> Data supplied:
##############################
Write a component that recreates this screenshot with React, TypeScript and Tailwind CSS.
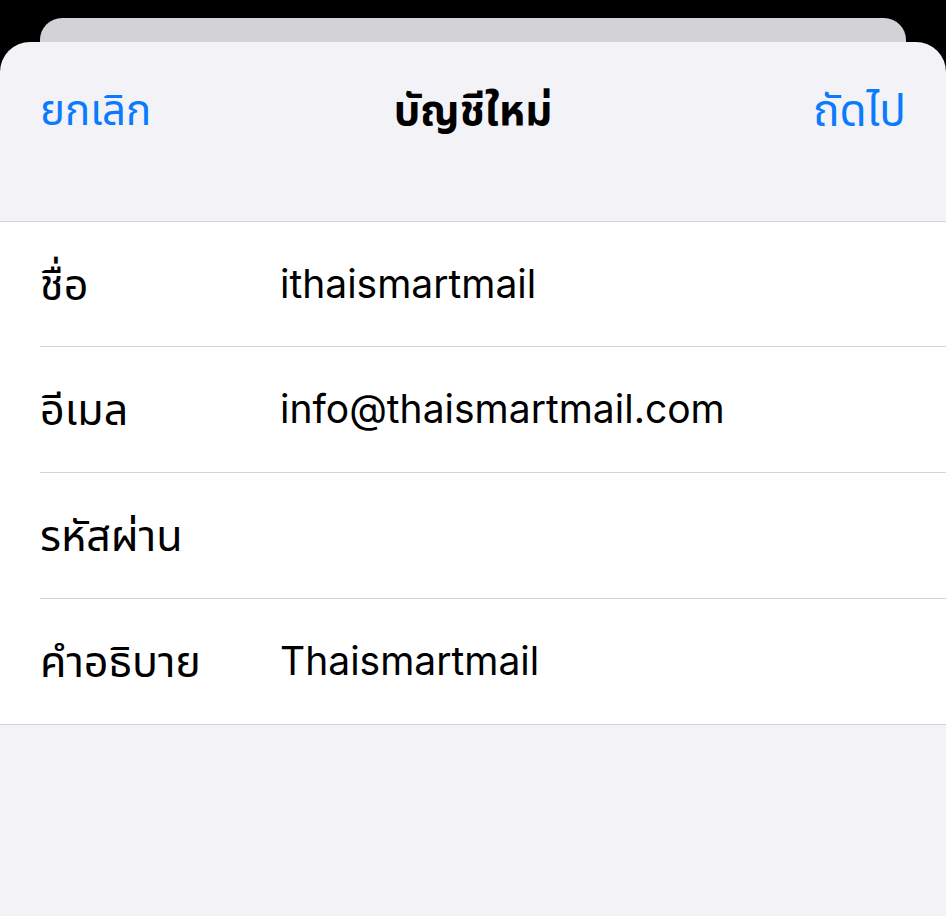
const rows = [
  { label: 'ชื่อ', value: 'ithaismartmail' },
  { label: 'อีเมล', value: 'info@thaismartmail.com' },
  { label: 'รหัสผ่าน', value: '' },
  { label: 'คำอธิบาย', value: 'Thaismartmail' },
];

export default function App() {
  return (
    <div
      className="w-[946px] h-[916px] bg-black flex flex-col overflow-hidden"
      style={{ fontFamily: 'Inter, "Noto Sans", "Noto Sans Thai", sans-serif' }}
    >
      <div className="h-[18px] shrink-0" />
      <div className="mx-[40px] h-[24px] shrink-0 bg-[#d2d2d7] rounded-t-[22px]" />
      <div className="flex-1 bg-[#f2f2f7] rounded-t-[30px] flex flex-col">
        <div className="h-[179px] shrink-0 px-[40px] pt-[42px]">
          <div className="relative flex items-center justify-between h-[52px]">
            <button className="text-[42px] text-[#0a7aff] leading-none">ยกเลิก</button>
            <div className="absolute left-1/2 -translate-x-1/2 text-[42px] font-bold text-black leading-none">
              บัญชีใหม่
            </div>
            <button className="text-[44px] text-[#0a7aff] leading-none">ถัดไป</button>
          </div>
        </div>
        <div className="bg-white border-y border-[#d3d3d8]">
          {rows.map((row, index) => {
            const last = index === rows.length - 1;
            const height = index === 0 || last ? 'h-[125px]' : 'h-[126px]';
            return (
              <div key={row.label} className="pl-[40px]">
                <div
                  className={
                    last
                      ? `${height} flex items-center`
                      : `${height} flex items-center border-b border-[#d3d3d8]`
                  }
                >
                  <div className="w-[240px] text-[43px] text-black">{row.label}</div>
                  <div className="text-[39px] text-black">{row.value}</div>
                </div>
              </div>
            );
          })}
        </div>
      </div>
    </div>
  );
}
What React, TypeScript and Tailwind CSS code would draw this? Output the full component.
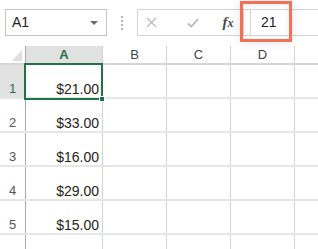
export default function App() {
  const rows = ["$21.00", "$33.00", "$16.00", "$29.00", "$15.00", ""];
  return (
    <div className="relative h-[249px] w-[318px] overflow-hidden bg-white font-['Liberation_Sans',Arial,sans-serif]">
      {/* formula bar */}
      <div className="flex h-[45px] items-start pt-[9px]">
        <div className="ml-[5px] flex h-[27px] w-[102px] shrink-0 items-center justify-between border border-[#c6c6c6] pl-[6px] pr-[8px]">
          <span className="text-[14px] text-[#222]">A1</span>
          <svg width="8" height="4" viewBox="0 0 8 4">
            <path d="M0 0h8L4 4z" fill="#6a6a6a" />
          </svg>
        </div>
        <div className="flex h-[27px] w-[30px] shrink-0 flex-col items-center justify-center gap-[2px]">
          <div className="h-[2px] w-[2px] bg-[#b5b5b5]" />
          <div className="h-[2px] w-[2px] bg-[#b5b5b5]" />
          <div className="h-[2px] w-[2px] bg-[#b5b5b5]" />
          <div className="h-[2px] w-[2px] bg-[#b5b5b5]" />
        </div>
        <div className="flex h-[27px] flex-1 items-center border-y border-l border-[#d4d4d4]">
          <div className="ml-[7px] flex w-[12px] justify-center">
            <svg width="11" height="11" viewBox="0 0 11 11">
              <path d="M1 1L10 10M10 1L1 10" stroke="#b9b9b9" strokeWidth="1.2" />
            </svg>
          </div>
          <div className="ml-[30px] flex w-[12px] justify-center">
            <svg width="12" height="10" viewBox="0 0 12 10">
              <path d="M1 5.5L4.3 8.5L11 1.2" stroke="#b9b9b9" strokeWidth="1.8" fill="none" />
            </svg>
          </div>
          <div className="ml-[21px] w-[16px] text-center font-['Liberation_Serif',serif] text-[15px] font-bold italic leading-none text-[#4a4a4a]">
            <span>f</span>
            <span className="text-[12px]">x</span>
          </div>
          <div className="ml-[7px] h-[25px] w-px bg-[#d4d4d4]" />
          <div className="ml-[6px] flex h-full flex-1 items-center border-l border-[#d4d4d4] pl-[10px] text-[14px] text-[#222]">
            21
          </div>
        </div>
      </div>

      {/* header row */}
      <div className="flex h-[20px] border-b-2 border-[#d6d6d6] pt-px text-[13px]">
        <div className="relative w-[26px] shrink-0 border-r border-[#ababab]">
          <svg className="absolute bottom-[2px] right-[3px]" width="10" height="11" viewBox="0 0 10 11">
            <path d="M10 0V11H0z" fill="#dedede" />
          </svg>
        </div>
        <div className="flex w-[77px] shrink-0 items-center justify-center border-r border-[#d4d4d4] bg-[#e1e1e1] font-bold text-[#217346]">
          A
        </div>
        <div className="flex w-[64px] shrink-0 items-center justify-center border-r border-[#d4d4d4] text-[#444]">B</div>
        <div className="flex w-[64px] shrink-0 items-center justify-center border-r border-[#d4d4d4] text-[#444]">C</div>
        <div className="flex w-[64px] shrink-0 items-center justify-center border-r border-[#d4d4d4] text-[#444]">D</div>
        <div className="flex-1" />
      </div>

      {/* rows */}
      {rows.map((v, i) => (
        <div key={i} className="flex h-[34px] border-b-2 border-[#e6e6e6]">
          <div
            className={
              i === 0
                ? "flex w-[26px] shrink-0 items-end justify-center border-r border-[#ababab] bg-[#e1e1e1] text-[13px] leading-[16px] text-[#217346]"
                : "flex w-[26px] shrink-0 items-end justify-center border-r border-[#ababab] text-[13px] leading-[16px] text-[#555]"
            }
          >
            {i < 5 ? i + 1 : ""}
          </div>
          <div className="flex w-[77px] shrink-0 items-end justify-end border-r border-[#d4d4d4] pr-[3px] text-[14px] leading-[16px] text-[#222]">
            {v}
          </div>
          <div className="w-[64px] shrink-0 border-r border-[#d4d4d4]" />
          <div className="w-[64px] shrink-0 border-r border-[#d4d4d4]" />
          <div className="w-[64px] shrink-0 border-r border-[#d4d4d4]" />
          <div className="flex-1" />
        </div>
      ))}

      {/* selected cell */}
      <div className="absolute left-[24px] top-[63px] h-[37px] w-[79px] border-2 border-[#217346]" />
      <div className="absolute left-[99px] top-[96px] h-[6px] w-[6px] border border-white bg-[#217346]" />

      {/* highlight box */}
      <div className="absolute left-[240px] top-[1px] h-[41px] w-[52px] border-[3px] border-[#f07157] shadow-[0_0_10px_rgba(0,0,0,0.12),inset_0_0_6px_rgba(0,0,0,0.08)]" />
    </div>
  );
}
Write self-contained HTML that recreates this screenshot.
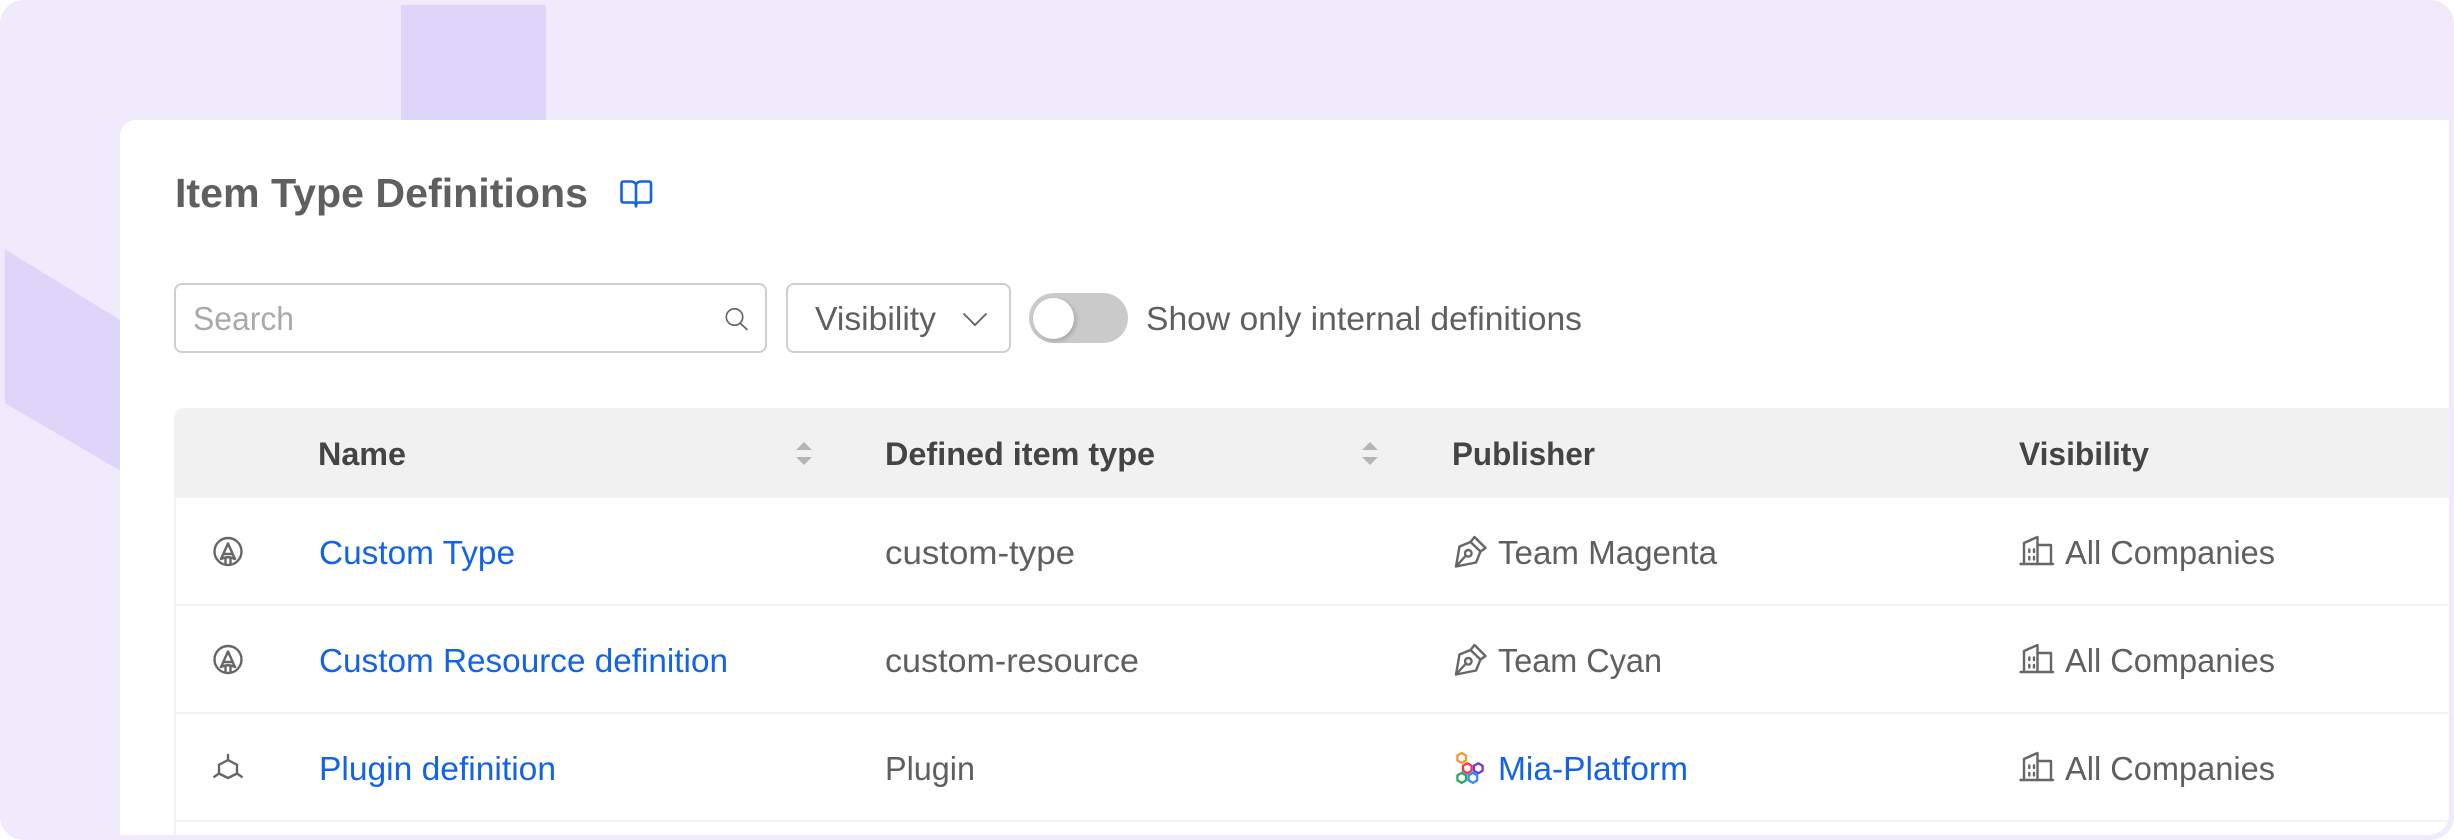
##############################
> Exercise goal:
Search the listing for the word "screenshot". Copy every line in which it occurs.

> Response:
Write a component that recreates this screenshot with React, TypeScript and Tailwind CSS.
Write self-contained HTML that recreates this screenshot.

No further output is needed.